▶ [Exercise details] Every line containing the word "this" needs to be found and copied.

▶ [Supplied data]
-----

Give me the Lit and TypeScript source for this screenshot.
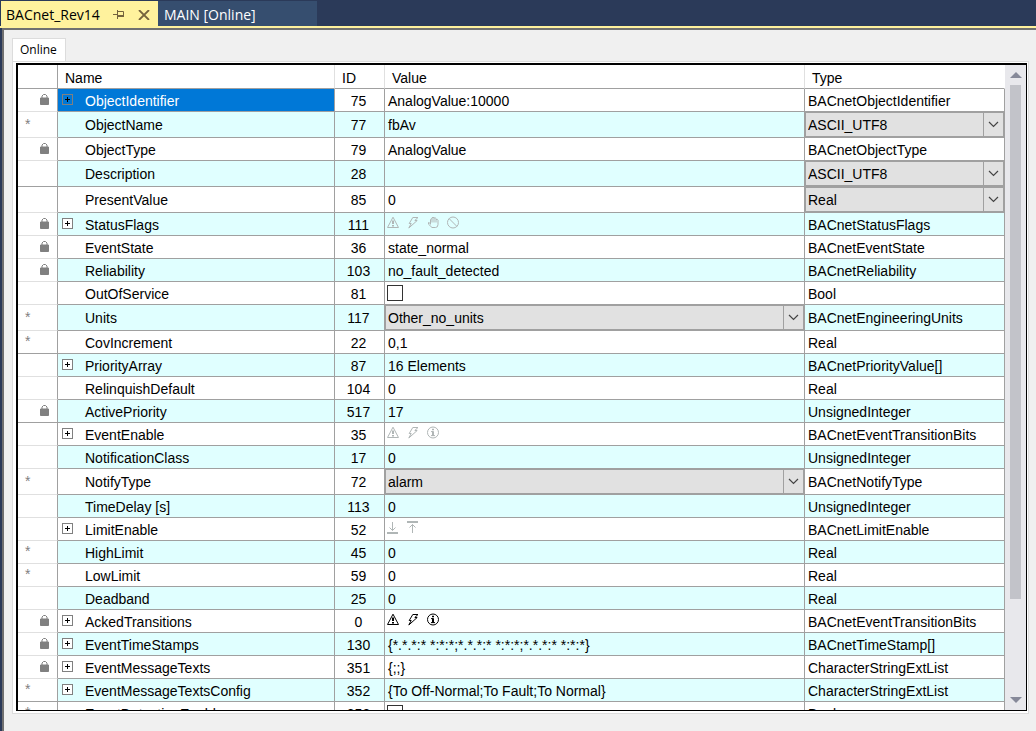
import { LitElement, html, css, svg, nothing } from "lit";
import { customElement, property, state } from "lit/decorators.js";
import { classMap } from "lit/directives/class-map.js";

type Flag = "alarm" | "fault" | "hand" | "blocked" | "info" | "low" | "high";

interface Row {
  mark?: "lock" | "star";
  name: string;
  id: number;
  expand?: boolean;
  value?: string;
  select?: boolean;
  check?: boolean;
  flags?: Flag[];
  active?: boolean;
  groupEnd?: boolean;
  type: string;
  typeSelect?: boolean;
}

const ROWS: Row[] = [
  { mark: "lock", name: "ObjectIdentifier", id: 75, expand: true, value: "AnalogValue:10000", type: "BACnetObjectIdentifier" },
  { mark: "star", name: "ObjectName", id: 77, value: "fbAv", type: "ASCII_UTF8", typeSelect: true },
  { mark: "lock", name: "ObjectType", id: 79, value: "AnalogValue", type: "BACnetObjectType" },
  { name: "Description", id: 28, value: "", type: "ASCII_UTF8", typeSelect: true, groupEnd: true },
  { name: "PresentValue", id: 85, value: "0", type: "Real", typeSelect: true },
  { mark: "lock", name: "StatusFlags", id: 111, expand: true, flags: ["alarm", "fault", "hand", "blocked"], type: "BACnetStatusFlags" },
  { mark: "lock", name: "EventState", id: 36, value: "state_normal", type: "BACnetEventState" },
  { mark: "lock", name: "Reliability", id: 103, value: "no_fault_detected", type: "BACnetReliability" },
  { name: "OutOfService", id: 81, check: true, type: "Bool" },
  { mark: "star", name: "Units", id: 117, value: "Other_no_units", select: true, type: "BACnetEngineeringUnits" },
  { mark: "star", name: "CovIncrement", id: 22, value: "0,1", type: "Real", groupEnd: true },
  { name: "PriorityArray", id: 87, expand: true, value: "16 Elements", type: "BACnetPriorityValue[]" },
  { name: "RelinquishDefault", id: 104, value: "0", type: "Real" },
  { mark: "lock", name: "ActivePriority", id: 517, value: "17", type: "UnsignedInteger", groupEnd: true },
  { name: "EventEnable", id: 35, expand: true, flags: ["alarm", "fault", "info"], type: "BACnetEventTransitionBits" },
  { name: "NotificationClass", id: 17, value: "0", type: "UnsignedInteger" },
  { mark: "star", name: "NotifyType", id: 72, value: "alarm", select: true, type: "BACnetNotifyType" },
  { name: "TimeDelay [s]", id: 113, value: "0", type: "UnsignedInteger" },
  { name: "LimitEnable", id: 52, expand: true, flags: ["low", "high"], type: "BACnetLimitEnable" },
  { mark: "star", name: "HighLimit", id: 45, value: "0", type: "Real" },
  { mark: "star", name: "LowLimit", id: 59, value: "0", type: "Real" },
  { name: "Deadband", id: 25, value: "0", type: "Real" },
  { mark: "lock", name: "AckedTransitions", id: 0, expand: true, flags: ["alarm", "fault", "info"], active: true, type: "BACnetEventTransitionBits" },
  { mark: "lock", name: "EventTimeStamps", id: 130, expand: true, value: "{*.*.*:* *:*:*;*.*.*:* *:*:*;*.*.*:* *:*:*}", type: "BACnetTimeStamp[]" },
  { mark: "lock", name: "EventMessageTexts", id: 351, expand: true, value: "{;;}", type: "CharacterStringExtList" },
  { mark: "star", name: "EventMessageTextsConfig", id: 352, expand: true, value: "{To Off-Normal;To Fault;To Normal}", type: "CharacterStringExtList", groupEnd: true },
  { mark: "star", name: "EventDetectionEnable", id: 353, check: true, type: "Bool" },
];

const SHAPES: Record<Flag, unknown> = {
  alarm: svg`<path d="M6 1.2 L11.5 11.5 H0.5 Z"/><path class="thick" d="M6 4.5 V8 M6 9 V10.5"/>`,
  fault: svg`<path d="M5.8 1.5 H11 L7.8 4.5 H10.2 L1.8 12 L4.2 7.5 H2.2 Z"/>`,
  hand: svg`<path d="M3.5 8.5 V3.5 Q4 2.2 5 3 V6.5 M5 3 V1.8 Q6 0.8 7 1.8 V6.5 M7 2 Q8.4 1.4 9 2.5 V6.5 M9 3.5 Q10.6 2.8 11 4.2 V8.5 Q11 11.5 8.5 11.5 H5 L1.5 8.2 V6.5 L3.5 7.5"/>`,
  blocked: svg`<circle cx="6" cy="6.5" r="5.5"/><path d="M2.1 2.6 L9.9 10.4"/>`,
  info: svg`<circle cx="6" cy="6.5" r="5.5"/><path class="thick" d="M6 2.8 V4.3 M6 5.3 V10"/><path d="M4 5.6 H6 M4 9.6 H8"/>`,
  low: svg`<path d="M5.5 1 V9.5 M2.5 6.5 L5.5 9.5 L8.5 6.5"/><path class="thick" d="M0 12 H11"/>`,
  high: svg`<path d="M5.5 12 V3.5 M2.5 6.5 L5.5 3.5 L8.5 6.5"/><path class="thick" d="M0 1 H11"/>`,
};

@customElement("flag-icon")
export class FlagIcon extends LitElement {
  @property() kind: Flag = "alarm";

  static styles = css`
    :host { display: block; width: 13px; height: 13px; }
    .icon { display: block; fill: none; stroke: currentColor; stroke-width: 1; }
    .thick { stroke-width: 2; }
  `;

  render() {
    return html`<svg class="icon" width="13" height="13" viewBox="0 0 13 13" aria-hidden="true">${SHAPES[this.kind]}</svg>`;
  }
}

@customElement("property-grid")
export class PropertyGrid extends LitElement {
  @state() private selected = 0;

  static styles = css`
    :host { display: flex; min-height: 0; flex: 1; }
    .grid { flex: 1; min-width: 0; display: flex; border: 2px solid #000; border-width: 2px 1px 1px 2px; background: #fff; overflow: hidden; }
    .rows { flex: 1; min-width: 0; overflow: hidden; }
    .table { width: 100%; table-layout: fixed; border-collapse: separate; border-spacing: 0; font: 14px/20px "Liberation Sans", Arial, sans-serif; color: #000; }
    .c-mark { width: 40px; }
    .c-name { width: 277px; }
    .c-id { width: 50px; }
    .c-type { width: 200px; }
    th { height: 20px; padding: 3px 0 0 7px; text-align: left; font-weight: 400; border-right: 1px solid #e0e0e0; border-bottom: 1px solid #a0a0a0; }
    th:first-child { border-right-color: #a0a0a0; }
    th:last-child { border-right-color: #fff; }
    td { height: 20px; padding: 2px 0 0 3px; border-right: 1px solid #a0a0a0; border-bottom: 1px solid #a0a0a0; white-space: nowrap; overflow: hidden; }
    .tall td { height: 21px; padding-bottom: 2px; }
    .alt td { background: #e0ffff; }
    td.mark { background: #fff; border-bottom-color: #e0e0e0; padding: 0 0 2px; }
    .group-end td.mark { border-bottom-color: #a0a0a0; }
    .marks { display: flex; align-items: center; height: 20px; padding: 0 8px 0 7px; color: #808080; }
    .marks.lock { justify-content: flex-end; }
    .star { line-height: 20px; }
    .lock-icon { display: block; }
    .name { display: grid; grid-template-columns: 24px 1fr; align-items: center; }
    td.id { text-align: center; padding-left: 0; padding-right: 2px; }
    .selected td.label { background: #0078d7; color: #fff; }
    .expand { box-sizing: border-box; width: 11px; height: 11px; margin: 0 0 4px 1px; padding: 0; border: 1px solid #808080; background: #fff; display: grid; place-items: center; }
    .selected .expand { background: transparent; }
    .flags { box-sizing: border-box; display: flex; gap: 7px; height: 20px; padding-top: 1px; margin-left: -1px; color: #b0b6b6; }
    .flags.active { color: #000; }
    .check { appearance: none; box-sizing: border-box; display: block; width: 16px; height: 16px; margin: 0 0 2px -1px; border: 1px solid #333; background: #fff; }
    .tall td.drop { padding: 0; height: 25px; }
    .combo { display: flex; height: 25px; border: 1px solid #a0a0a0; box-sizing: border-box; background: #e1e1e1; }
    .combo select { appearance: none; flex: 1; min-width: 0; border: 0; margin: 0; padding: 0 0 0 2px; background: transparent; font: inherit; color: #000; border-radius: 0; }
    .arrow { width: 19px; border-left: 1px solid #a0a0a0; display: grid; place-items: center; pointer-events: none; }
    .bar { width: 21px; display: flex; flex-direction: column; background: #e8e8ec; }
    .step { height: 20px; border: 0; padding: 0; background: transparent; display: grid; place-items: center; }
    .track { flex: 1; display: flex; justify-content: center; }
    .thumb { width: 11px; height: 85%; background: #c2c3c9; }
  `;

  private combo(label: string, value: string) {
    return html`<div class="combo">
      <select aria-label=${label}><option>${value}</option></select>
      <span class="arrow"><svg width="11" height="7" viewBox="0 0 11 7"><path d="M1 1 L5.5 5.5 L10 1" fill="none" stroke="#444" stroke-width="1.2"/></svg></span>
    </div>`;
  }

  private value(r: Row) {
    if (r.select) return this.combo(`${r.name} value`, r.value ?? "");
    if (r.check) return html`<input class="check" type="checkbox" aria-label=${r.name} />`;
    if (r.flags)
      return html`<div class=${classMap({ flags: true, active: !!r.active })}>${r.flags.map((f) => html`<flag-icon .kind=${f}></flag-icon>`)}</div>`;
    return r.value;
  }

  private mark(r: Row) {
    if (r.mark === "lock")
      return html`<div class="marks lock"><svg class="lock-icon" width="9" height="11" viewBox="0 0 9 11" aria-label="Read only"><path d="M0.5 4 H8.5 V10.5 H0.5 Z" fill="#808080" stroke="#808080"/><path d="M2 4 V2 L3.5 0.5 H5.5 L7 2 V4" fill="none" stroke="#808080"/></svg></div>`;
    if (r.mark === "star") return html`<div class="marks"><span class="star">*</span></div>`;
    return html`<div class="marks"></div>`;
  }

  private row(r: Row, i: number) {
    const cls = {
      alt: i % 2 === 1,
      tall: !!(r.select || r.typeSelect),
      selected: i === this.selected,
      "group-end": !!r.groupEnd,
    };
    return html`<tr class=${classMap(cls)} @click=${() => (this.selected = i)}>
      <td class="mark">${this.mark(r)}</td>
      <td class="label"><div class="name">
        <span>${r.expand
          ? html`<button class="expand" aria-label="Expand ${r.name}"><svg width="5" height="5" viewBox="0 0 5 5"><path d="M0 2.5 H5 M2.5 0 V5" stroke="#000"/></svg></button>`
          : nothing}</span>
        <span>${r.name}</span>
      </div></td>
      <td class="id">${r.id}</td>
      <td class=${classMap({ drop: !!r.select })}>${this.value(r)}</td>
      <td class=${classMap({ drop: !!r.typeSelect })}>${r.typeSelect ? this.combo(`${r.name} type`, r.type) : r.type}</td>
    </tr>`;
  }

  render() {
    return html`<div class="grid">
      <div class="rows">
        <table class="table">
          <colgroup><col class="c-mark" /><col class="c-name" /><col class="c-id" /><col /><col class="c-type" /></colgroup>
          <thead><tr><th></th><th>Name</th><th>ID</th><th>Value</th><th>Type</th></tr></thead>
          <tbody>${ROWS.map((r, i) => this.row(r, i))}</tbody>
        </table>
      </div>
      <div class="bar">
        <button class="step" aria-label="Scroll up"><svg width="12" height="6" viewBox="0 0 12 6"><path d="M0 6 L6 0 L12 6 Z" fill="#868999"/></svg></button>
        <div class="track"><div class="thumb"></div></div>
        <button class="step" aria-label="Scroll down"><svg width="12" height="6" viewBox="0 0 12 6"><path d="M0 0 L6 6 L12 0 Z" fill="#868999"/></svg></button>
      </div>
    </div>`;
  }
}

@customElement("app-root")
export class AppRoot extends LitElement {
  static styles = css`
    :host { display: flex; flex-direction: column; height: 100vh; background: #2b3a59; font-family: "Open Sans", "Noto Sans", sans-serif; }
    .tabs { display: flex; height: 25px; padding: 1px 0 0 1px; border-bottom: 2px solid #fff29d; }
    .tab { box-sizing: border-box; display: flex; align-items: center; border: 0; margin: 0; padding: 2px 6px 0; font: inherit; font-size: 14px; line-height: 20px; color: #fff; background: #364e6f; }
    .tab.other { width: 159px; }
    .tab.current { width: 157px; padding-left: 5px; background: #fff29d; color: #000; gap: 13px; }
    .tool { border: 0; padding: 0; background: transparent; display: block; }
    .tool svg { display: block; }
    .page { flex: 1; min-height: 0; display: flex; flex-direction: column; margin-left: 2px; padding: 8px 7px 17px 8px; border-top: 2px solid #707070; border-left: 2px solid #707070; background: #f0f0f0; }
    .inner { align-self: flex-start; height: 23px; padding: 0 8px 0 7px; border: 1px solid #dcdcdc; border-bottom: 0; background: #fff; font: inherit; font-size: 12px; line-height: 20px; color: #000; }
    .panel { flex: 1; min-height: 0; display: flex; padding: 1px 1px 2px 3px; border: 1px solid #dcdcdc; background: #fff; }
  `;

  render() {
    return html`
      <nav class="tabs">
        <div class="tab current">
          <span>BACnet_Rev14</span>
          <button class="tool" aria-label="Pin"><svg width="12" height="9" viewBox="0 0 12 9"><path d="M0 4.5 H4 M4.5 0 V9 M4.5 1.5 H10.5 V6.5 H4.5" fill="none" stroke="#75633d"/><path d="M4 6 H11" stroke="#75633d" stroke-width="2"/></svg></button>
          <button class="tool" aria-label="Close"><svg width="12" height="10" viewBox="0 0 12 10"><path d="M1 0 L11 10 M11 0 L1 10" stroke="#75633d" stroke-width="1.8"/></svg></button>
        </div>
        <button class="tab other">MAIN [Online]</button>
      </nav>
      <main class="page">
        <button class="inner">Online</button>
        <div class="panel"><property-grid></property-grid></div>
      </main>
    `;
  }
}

-----

▶ [Final result]
Give me the Lit and TypeScript source for this screenshot.
    return html`<svg class="icon" width="13" height="13" viewBox="0 0 13 13" aria-hidden="true">${SHAPES[this.kind]}</svg>`;
    if (r.select) return this.combo(`${r.name} value`, r.value ?? "");
      selected: i === this.selected,
    return html`<tr class=${classMap(cls)} @click=${() => (this.selected = i)}>
      <td class="mark">${this.mark(r)}</td>
      <td class=${classMap({ drop: !!r.select })}>${this.value(r)}</td>
      <td class=${classMap({ drop: !!r.typeSelect })}>${r.typeSelect ? this.combo(`${r.name} type`, r.type) : r.type}</td>
          <tbody>${ROWS.map((r, i) => this.row(r, i))}</tbody>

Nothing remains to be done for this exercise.